Digital Art In A Digital World
It’s almost as though we have become digital artists as opposed to digital photographers. I do think of myself more as an artist that is a photographer. And I found that my best work comes when I approach it as though it is a piece of art. So…
Is there still a place for glass or resin filters in your camera bag – and on the front of your lens?
Back in the days of film, you’d have to use optical filters for a variety of reasons. In addition to protecting a lens against the elements and providing some protection against potential knocks and drops, filters were used to correct the colour balance of a film – such as adding a warm orange tint or a cool blue one to record a neutral result under different lighting conditions, depending on the film stock you had loaded in the camera at the time.
Digital cameras don’t need this type of filtration, as their white balance control allows you to neutralize any color cast on the fly.
In the Days Before Photoshop, you’d often have to resort to using filters to achieve certain effects in-camera too, such as a soft focus filter to add a hazy look or a graduated tobacco filter to artificially boost a sunset.

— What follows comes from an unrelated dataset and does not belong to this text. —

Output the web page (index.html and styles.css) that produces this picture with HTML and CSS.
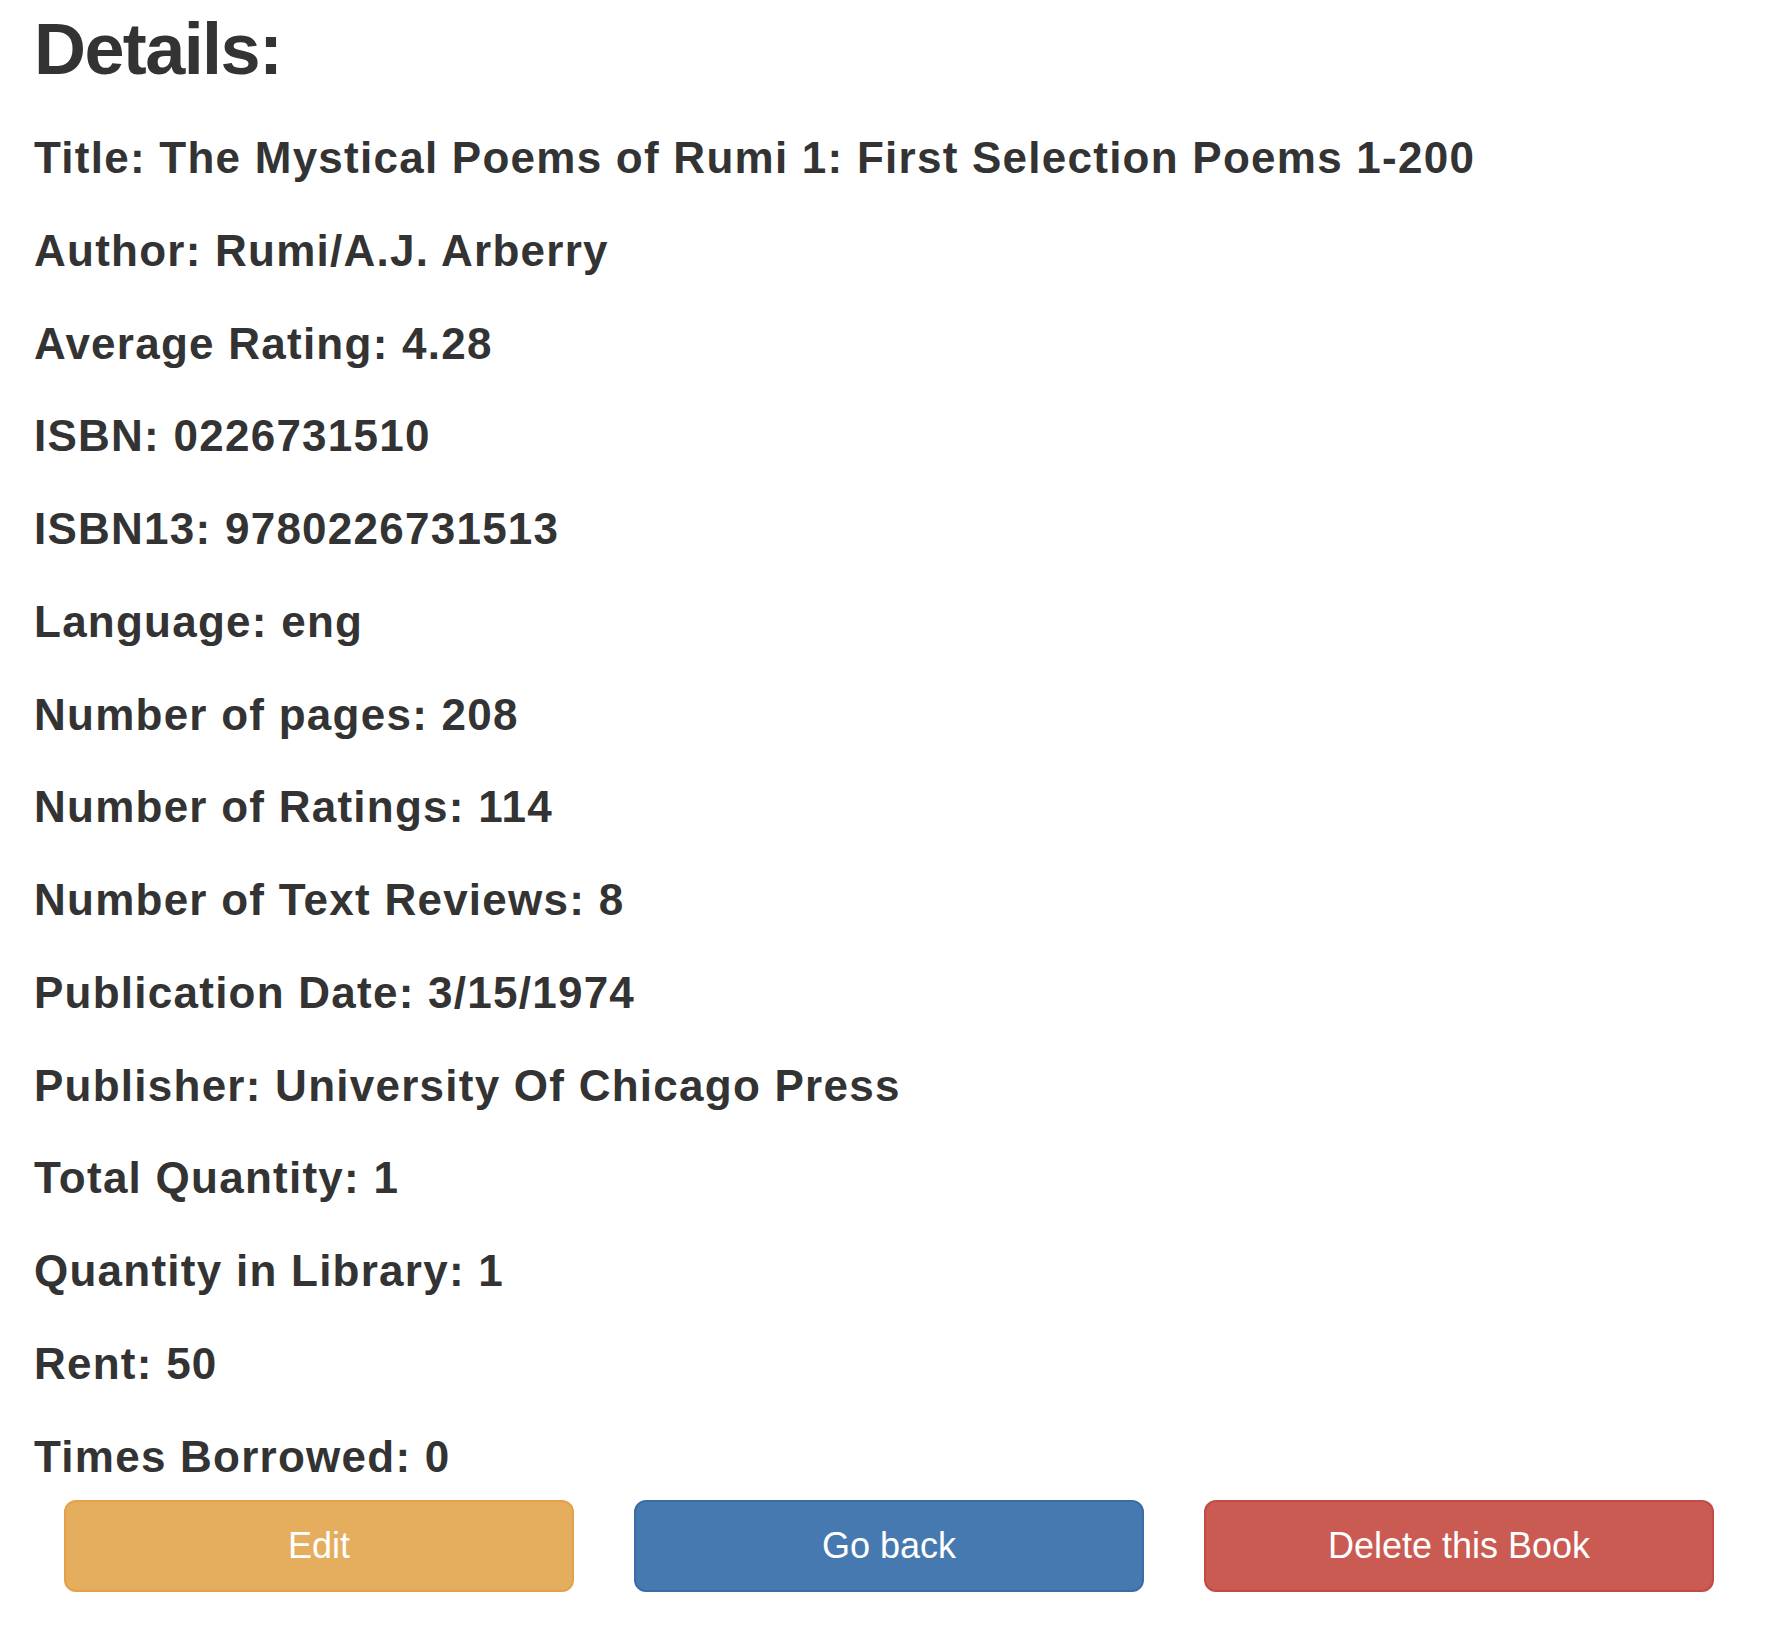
FILE: index.html
```html
<!DOCTYPE html>
<html lang="en">
<head>
<meta charset="utf-8">
<title>Book Details</title>
<link rel="stylesheet" href="styles.css">
</head>
<body>
<main class="page">
  <h1 class="title">Details:</h1>
  <section class="details">
    <p class="item">Title: The Mystical Poems of Rumi 1: First Selection Poems 1-200</p>
    <p class="item">Author: Rumi/A.J. Arberry</p>
    <p class="item">Average Rating: 4.28</p>
    <p class="item">ISBN: 0226731510</p>
    <p class="item">ISBN13: 9780226731513</p>
    <p class="item">Language: eng</p>
    <p class="item">Number of pages: 208</p>
    <p class="item">Number of Ratings: 114</p>
    <p class="item">Number of Text Reviews: 8</p>
    <p class="item">Publication Date: 3/15/1974</p>
    <p class="item">Publisher: University Of Chicago Press</p>
    <p class="item">Total Quantity: 1</p>
    <p class="item">Quantity in Library: 1</p>
    <p class="item">Rent: 50</p>
    <p class="item">Times Borrowed: 0</p>
  </section>
  <div class="actions">
    <div class="col"><button class="btn btn-warning">Edit</button></div>
    <div class="col"><button class="btn btn-primary">Go back</button></div>
    <div class="col"><button class="btn btn-danger">Delete this Book</button></div>
  </div>
</main>
</body>
</html>
```
FILE: styles.css
```css
html, body {
  margin: 0;
  padding: 0;
  background: #ffffff;
}
body {
  font-family: "Liberation Sans", Arial, Helvetica, sans-serif;
  color: #333333;
}
.page {
  padding: 10px 32px 0 34px;
}
.title {
  margin: 0 0 44.8px 0;
  font-size: 72px;
  line-height: 79.2px;
  font-weight: 700;
  letter-spacing: -1.6px;
}
.details {
  display: flex;
  flex-direction: column;
}
.item {
  margin: 0 0 44.75px 0;
  font-size: 44px;
  line-height: 48px;
  font-weight: 700;
  letter-spacing: 1.25px;
}
.item:last-child {
  margin-bottom: 19.5px;
}
.actions {
  display: grid;
  grid-template-columns: repeat(3, 1fr);
}
.col {
  padding: 0 30px;
}
.btn {
  display: block;
  width: 100%;
  height: 92px;
  border: 2px solid transparent;
  border-radius: 12px;
  font-family: "Liberation Sans", Arial, Helvetica, sans-serif;
  font-size: 36px;
  color: #ffffff;
  cursor: pointer;
}
.btn-warning {
  background: #e5ad5e;
  border-color: #e3a24a;
}
.btn-primary {
  background: #4679b0;
  border-color: #3b6ca3;
}
.btn-danger {
  background: #c95b53;
  border-color: #c24c45;
}
```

These days there’s no need to try and achieve an effect like this in-camera – you can do it all post-shoot in software using digital filters, Adjustment Layers and other tricks and techniques.
So, the only reason you still need to fit an optical filter on your digital camera lens is to protect it, right? Not quite. There are some filters that still have a place in the digital photographer’s camera bag: a circular polariser, a solid neutral density (ND) filter and, arguably, a set of ND grads.
The effects that these filters create can be painful to reproduce digitally, and it pays to get things right at the time of shooting.